One (b)-unique win is genuinely informative: on pytest-dev__pytest-8399 (b) made a single targeted sed on src/_pytest/unittest.py:147 to swap a fixture-name prefix, while (a) was pulled into the wrong file (src/_pytest/runner.py) for 100 turns. On a literal pattern-match bug, (b)‘s read-heavy style stayed close to the bug report and won.
Status
- Arms (a) and (b) at 10K and 100K: complete, 100/100 coverage, on HF.

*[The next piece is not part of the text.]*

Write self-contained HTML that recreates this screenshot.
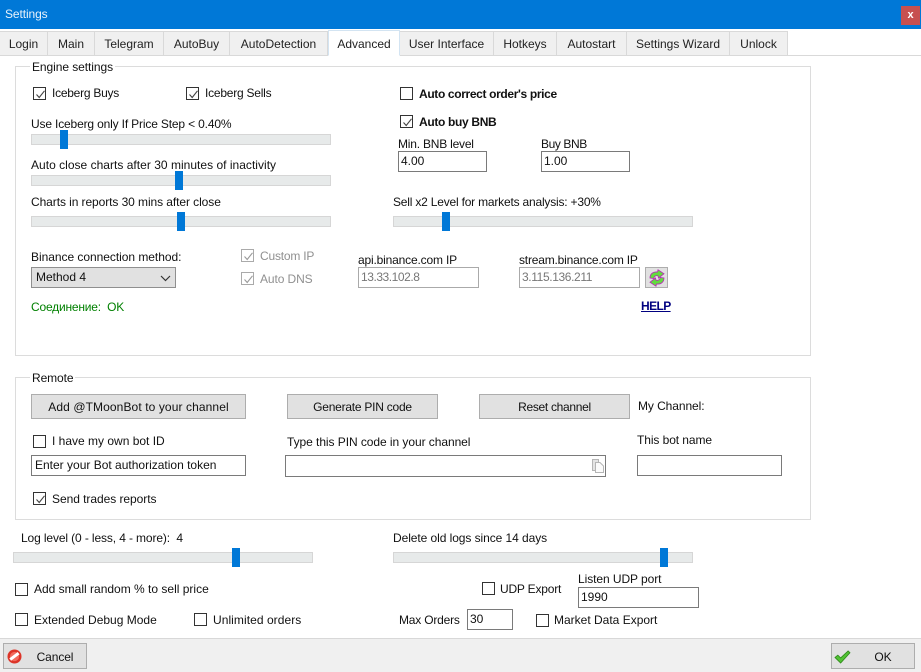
<!DOCTYPE html>
<html><head><meta charset="utf-8"><title>Settings</title>
<style>
html,body{margin:0;padding:0;background:#fff}
#r{position:relative;width:921px;height:672px;overflow:hidden;background:#fff;font:12px/16px "Liberation Sans",sans-serif;color:#111}
#r div,#r span.t{position:absolute;box-sizing:border-box}
.t{white-space:nowrap;line-height:16px;height:16px}
.tab{top:31px;height:25px;background:#f0f0f0;border:1px solid #d9d9d9;border-left:0;text-align:center;line-height:24px;color:#222}
.gb{border:1px solid #dcdcdc}
.cb{width:13px;height:13px;border:1px solid #333;background:#fff}
.cb svg{position:absolute;left:1px;top:1px}
.cb.d{border-color:#aaa}
.tr{width:300px;height:11px;background:#e7eaea;border:1px solid #d6d6d6}
.th{width:8px;height:19px;background:#0078d7}
.btn{background:#e1e1e1;border:1px solid #adadad;text-align:center;color:#111}
.in{background:#fff;border:1px solid #7a7a7a;padding-left:2px;line-height:19px;height:21px}
.in.d{border-color:#aaa;color:#777}
.b{font-weight:bold}
.g{color:#909090}
</style></head><body><div id="r">
<div style="left:0;top:0;width:921px;height:29px;background:#0078d7"></div>
<span class="t" style="left:5px;top:6px;color:#e8f2fb;letter-spacing:-.1px">Settings</span>
<div style="left:901px;top:6px;width:19px;height:19px;background:#c75050;color:#fff;text-align:center;font-weight:bold;font-size:11px;line-height:18px">x</div>

<div style="left:0;top:55px;width:921px;height:1px;background:#d9d9d9"></div>
<div class="tab" style="left:0;width:48px">Login</div>
<div class="tab" style="left:48px;width:47px">Main</div>
<div class="tab" style="left:95px;width:69px">Telegram</div>
<div class="tab" style="left:164px;width:66px">AutoBuy</div>
<div class="tab" style="left:230px;width:98px">AutoDetection</div>
<div class="tab" style="left:328px;top:30px;width:72px;height:26px;background:#fff;border:1px solid #d3e4f2;border-bottom:1px solid #fff;line-height:27px">Advanced</div>
<div class="tab" style="left:400px;width:94px">User Interface</div>
<div class="tab" style="left:494px;width:63px">Hotkeys</div>
<div class="tab" style="left:557px;width:70px">Autostart</div>
<div class="tab" style="left:627px;width:103px">Settings Wizard</div>
<div class="tab" style="left:730px;width:58px">Unlock</div>

<div class="gb" style="left:15px;top:66px;width:796px;height:290px"></div>
<span class="t" style="left:30px;top:59px;background:#fff;padding:0 2px;letter-spacing:-.07px">Engine settings</span>

<div class="cb" style="left:33px;top:87px"><svg width="11" height="11"><path d="M1.5 5.5L4.2 8.5L9.5 1.8" fill="none" stroke="#444" stroke-width="1.1"/></svg></div>
<span class="t" style="left:52px;top:85px;letter-spacing:-.25px">Iceberg Buys</span>
<div class="cb" style="left:186px;top:87px"><svg width="11" height="11"><path d="M1.5 5.5L4.2 8.5L9.5 1.8" fill="none" stroke="#444" stroke-width="1.1"/></svg></div>
<span class="t" style="left:205px;top:85px;letter-spacing:-.23px">Iceberg Sells</span>
<div class="cb" style="left:400px;top:87px"></div>
<span class="t b" style="left:419px;top:86px;letter-spacing:-.35px">Auto correct order's price</span>
<div class="cb" style="left:400px;top:115px"><svg width="11" height="11"><path d="M1.5 5.5L4.2 8.5L9.5 1.8" fill="none" stroke="#444" stroke-width="1.1"/></svg></div>
<span class="t b" style="left:419px;top:114px;letter-spacing:-.33px">Auto buy BNB</span>

<span class="t" style="left:31px;top:116px;letter-spacing:-.16px">Use Iceberg only If Price Step &lt; 0.40%</span>
<div class="tr" style="left:31px;top:134px"></div><div class="th" style="left:60px;top:130px"></div>
<span class="t" style="left:31px;top:157px;letter-spacing:.02px">Auto close charts after 30 minutes of inactivity</span>
<div class="tr" style="left:31px;top:175px"></div><div class="th" style="left:175px;top:171px"></div>
<span class="t" style="left:31px;top:194px;letter-spacing:-.08px">Charts in reports 30 mins after close</span>
<div class="tr" style="left:31px;top:216px"></div><div class="th" style="left:177px;top:212px"></div>
<span class="t" style="left:393px;top:194px;letter-spacing:-.2px">Sell x2 Level for markets analysis: +30%</span>
<div class="tr" style="left:393px;top:216px"></div><div class="th" style="left:442px;top:212px"></div>

<span class="t" style="left:398px;top:136px;letter-spacing:-.21px">Min. BNB level</span>
<div class="in" style="left:398px;top:151px;width:89px">4.00</div>
<span class="t" style="left:541px;top:136px;letter-spacing:-.4px">Buy BNB</span>
<div class="in" style="left:541px;top:151px;width:89px">1.00</div>

<span class="t" style="left:31px;top:249px;letter-spacing:-.04px">Binance connection method:</span>
<div class="btn" style="left:31px;top:267px;width:145px;height:21px;text-align:left;padding-left:4px;line-height:19px;border-color:#8f8f8f">Method 4
<svg style="position:absolute;left:128px;top:7px" width="11" height="7"><path d="M1 1L5.5 5.5L10 1" fill="none" stroke="#333" stroke-width="1.2"/></svg></div>
<div class="cb d" style="left:241px;top:249px"><svg width="11" height="11"><path d="M1.5 5.5L4.2 8.5L9.5 1.8" fill="none" stroke="#999" stroke-width="1.1"/></svg></div>
<span class="t g" style="left:260px;top:248px;letter-spacing:-.2px">Custom IP</span>
<div class="cb d" style="left:241px;top:272px"><svg width="11" height="11"><path d="M1.5 5.5L4.2 8.5L9.5 1.8" fill="none" stroke="#999" stroke-width="1.1"/></svg></div>
<span class="t g" style="left:260px;top:271px;letter-spacing:-.1px">Auto DNS</span>
<span class="t" style="left:358px;top:252px;letter-spacing:-.17px">api.binance.com IP</span>
<div class="in d" style="left:358px;top:267px;width:121px;letter-spacing:-.45px">13.33.102.8</div>
<span class="t" style="left:519px;top:252px;letter-spacing:-.19px">stream.binance.com IP</span>
<div class="in d" style="left:519px;top:267px;width:121px;letter-spacing:-.38px">3.115.136.211</div>
<div class="btn" style="left:645px;top:267px;width:23px;height:21px">
<svg style="position:absolute;left:3px;top:1px" width="16" height="18" viewBox="0 0 16 18"><path d="M1 9C1 4.5 4.5 2.5 8.5 3L9 .8L15 4.8L9.5 9L9 6.8C6.5 6.2 5 7.5 4.8 9.5Z" fill="#62dc3e" stroke="#b828b8" stroke-width=".8"/><path d="M15 9C15 13.5 11.5 15.5 7.5 15L7 17.2L1 13.2L6.5 9L7 11.2C9.5 11.8 11 10.5 11.2 8.5Z" fill="#62dc3e" stroke="#b828b8" stroke-width=".8"/></svg></div>
<span class="t b" style="left:641px;top:298px;color:#000080;text-decoration:underline;letter-spacing:-.6px">HELP</span>
<span class="t" style="left:31px;top:299px;color:#008000;letter-spacing:-.2px">Соединение:&nbsp; OK</span>

<div class="gb" style="left:15px;top:377px;width:796px;height:143px"></div>
<span class="t" style="left:30px;top:370px;background:#fff;padding:0 2px;letter-spacing:-.1px">Remote</span>
<div class="btn" style="left:31px;top:394px;width:215px;height:25px;line-height:24px;letter-spacing:.1px">Add @TMoonBot to your channel</div>
<div class="btn" style="left:287px;top:394px;width:151px;height:25px;line-height:24px;letter-spacing:-.24px">Generate PIN code</div>
<div class="btn" style="left:479px;top:394px;width:151px;height:25px;line-height:24px;letter-spacing:-.3px">Reset channel</div>
<span class="t" style="left:638px;top:398px;letter-spacing:-.08px">My Channel:</span>
<div class="cb" style="left:33px;top:435px"></div>
<span class="t" style="left:52px;top:433px">I have my own bot ID</span>
<div class="in" style="left:31px;top:455px;width:215px;padding-left:3px">Enter your Bot authorization token</div>
<span class="t" style="left:287px;top:434px;letter-spacing:-.06px">Type this PIN code in your channel</span>
<div class="in" style="left:285px;top:455px;width:321px;height:22px"></div>
<svg style="position:absolute;left:592px;top:459px" width="12" height="14"><path d="M0.5 0.5H6.5V11.5H0.5Z" fill="#e4e4e4" stroke="#b5b5b5"/><path d="M3.5 3.5H8L11.5 7V13.5H3.5Z" fill="#fbfbfb" stroke="#b5b5b5"/></svg>
<span class="t" style="left:637px;top:432px;letter-spacing:-.08px">This bot name</span>
<div class="in" style="left:637px;top:455px;width:145px"></div>
<div class="cb" style="left:33px;top:492px"><svg width="11" height="11"><path d="M1.5 5.5L4.2 8.5L9.5 1.8" fill="none" stroke="#444" stroke-width="1.1"/></svg></div>
<span class="t" style="left:52px;top:491px;letter-spacing:-.05px">Send trades reports</span>

<span class="t" style="left:21px;top:530px;letter-spacing:-.12px">Log level (0 - less, 4 - more):&nbsp; 4</span>
<div class="tr" style="left:13px;top:552px"></div><div class="th" style="left:232px;top:548px"></div>
<span class="t" style="left:393px;top:530px;letter-spacing:-.07px">Delete old logs since 14 days</span>
<div class="tr" style="left:393px;top:552px"></div><div class="th" style="left:660px;top:548px"></div>

<div class="cb" style="left:15px;top:583px"></div>
<span class="t" style="left:34px;top:581px">Add small random % to sell price</span>
<div class="cb" style="left:15px;top:613px"></div>
<span class="t" style="left:34px;top:612px">Extended Debug Mode</span>
<div class="cb" style="left:194px;top:613px"></div>
<span class="t" style="left:213px;top:612px;letter-spacing:.06px">Unlimited orders</span>
<div class="cb" style="left:482px;top:582px"></div>
<span class="t" style="left:500px;top:581px;letter-spacing:-.2px">UDP Export</span>
<span class="t" style="left:578px;top:571px;letter-spacing:-.07px">Listen UDP port</span>
<div class="in" style="left:578px;top:587px;width:121px">1990</div>
<span class="t" style="left:399px;top:612px;letter-spacing:-.2px">Max Orders</span>
<div class="in" style="left:467px;top:609px;width:46px">30</div>
<div class="cb" style="left:536px;top:614px"></div>
<span class="t" style="left:554px;top:612px">Market Data Export</span>

<div style="left:0;top:638px;width:921px;height:34px;background:#f0f0f0;border-top:1px solid #d8d8d8"></div>
<div class="btn" style="left:3px;top:643px;width:84px;height:26px;line-height:26px;padding-left:20px;letter-spacing:-.1px">Cancel</div>
<svg style="position:absolute;left:7px;top:649px" width="15" height="15" viewBox="0 0 15 15"><circle cx="7.5" cy="7.5" r="7" fill="#dc3428"/><circle cx="7.5" cy="7.5" r="4.6" fill="#f26a5c"/><path d="M3.2 10.6L11.6 4.2" stroke="#fff" stroke-width="3"/></svg>
<div class="btn" style="left:831px;top:643px;width:84px;height:26px;line-height:26px;padding-left:20px">OK</div>
<svg style="position:absolute;left:834px;top:650px" width="17" height="14" viewBox="0 0 18 15"><path d="M1 8L4 5.5L7 8.5L15 1L17 3L7 14Z" fill="#52c234" stroke="#2e8a1a" stroke-width="0.9"/></svg>
</div></body></html>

- Arm (c): blocked. Simulator checkpoint trained. Six iris launches of
scripts/substitute_env_with_simulator.pyall died on the iris controller’s ~2 hr TTL for long jobs; even the per-shard incremental-write version (v10) landed no output before TTL.
Next steps
- Pin the effect size with a second SFT seed at 10K. Both gaps are inside the single-seed noise band. A second seed is the cheapest way to tell “small real regression” from “noise coincidence.”
- (b’): weighted-token full-transcript SFT — down-weight env tokens by
≈ |actions| / |envs|so action-token loss share stays ~100%. If b’ ≈ a, the (b) effect is pure budget dilution. If b’ < a, env-token loss is actively contaminating the shared representation. One-line template change; ~$15 of TPU time. - Unblock arm (c) — move env-substitution off iris (Ray cluster, or split into 4 per-shard jobs at the cost of 4× sim-ckpt download).
- If arm (c) clears (a), graduate to Phase 0.5: closed-loop agent ↔ simulator rollouts.
Scripts on the terminalworld branch: experiments/exp5611_sft_qwen3_1_7b_swe_zero_{10k_8k_echo,100k_8k_echo,sim_10k_8k,10k_8k_tw_substituted}.py, scripts/{rewrite_swe_zero_for_sim,substitute_env_with_simulator,launch_eval_arm_b}.py.